Interesting that you mention the current education reform in this discussion about being a refractive thinker; as I have delved deeper and deeper into supporting and enhancing learning with technology, my frustration at current educational practices just continues to grow.  I find it difficult to have conversations with people when they continue to talk about the "same old, same old" practices that simply don't work.  I often feel as though I am speaking a foreign language and I suspect am often written off when sharing my thoughts and ideas about rethinking the way in which we create learning experiences for students.  Anyone else have a similar experience?
I remember how hard it would have been to convince me 5 years ago that talking on the cell phone made me a worse driver.  Now, I can't imagine how I didn't "get" that.  I think we are seeing a similar phenomenon with how we think about education--we are going to be really surprised to look back and recognize how hard it was for us to shift our perceptions.
Indeed Steve.   Thank you for your thoughful posts.  Change is difficult for many.  I was initially of the opinion it was the actual change--the behavior itself.  Now I know that it is simply the process of change (whatever it is) that is the point of fear as many simply find comfort in doing what they've always done.   There is comfort in sameness.  The challenge is convincing them of the benefits of the new way and showing why the new way is better.   This is where the Law of Primacy somes into play.  The first time anyone does anything, this becomes the standard-good or bad--from which they judge the world.  The secret is having something worthy of being followed--the first time.  *grins* 
I also think we have to see rewards that 10:1 outstrip our current benefits to change--there is some statistic to that effect.  I also think it's more than just "change," but it's change from one "polarity" to another.  Meaning, it's not just a shift in technique but in philosophy.  And that's where I think we are going to have some major challenges ahead.  :)

Indeed Cary.


I have often challenge those I worked with and for with this same idea. Many are simply too afraid of change and going too far beyond their comfort zones. Often my students will have no idea why they do what they do, they simply have 'always done it that way'.  My goal is to have them question why they have done it this way for so long, and whether what they are doing still works.  By asking the right questions, the answers will come.  Cheers! 

"By asking the right questions, the answers will come."

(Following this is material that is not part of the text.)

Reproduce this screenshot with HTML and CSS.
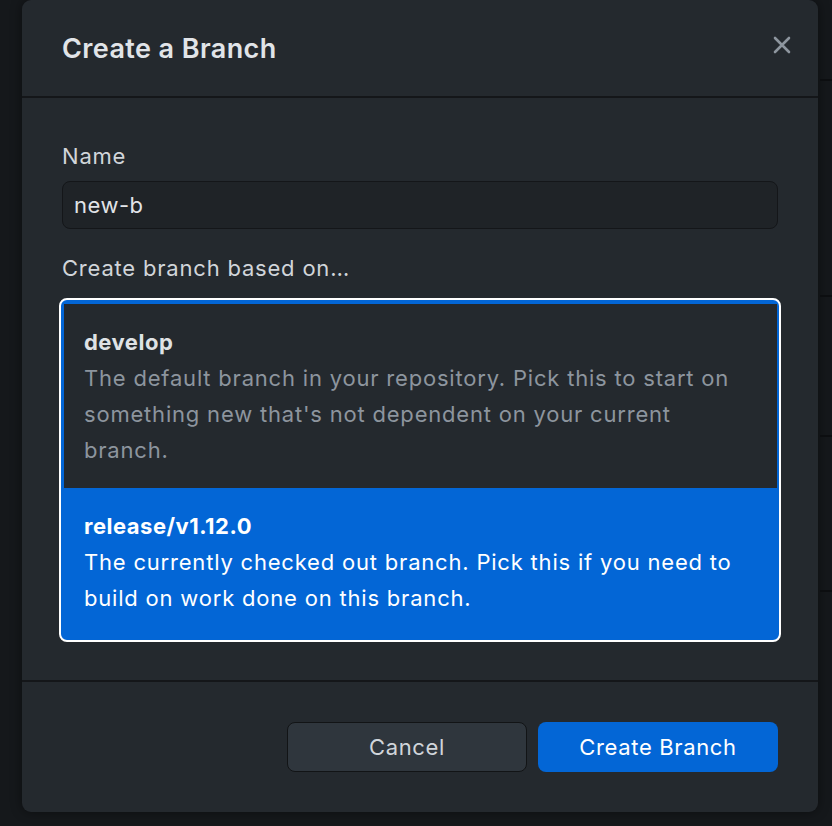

This has been, by far, one of my greatest challenges.  While I truly believe in constructivism, I find my impatience with the status quo leading me down the path of "telling" rather than "drawing out".  In a couple of hours, I will be working with teachers to understand how blogs can be used to support learning.  My goal is to provide them with resources to construct their understanding of Blogging with a capital "B".  (Versus the kind of blogging that simply mirrors what can be done on a piece of paper.)  Starting my day off with this threaded conversation will help me focus.  Thanks!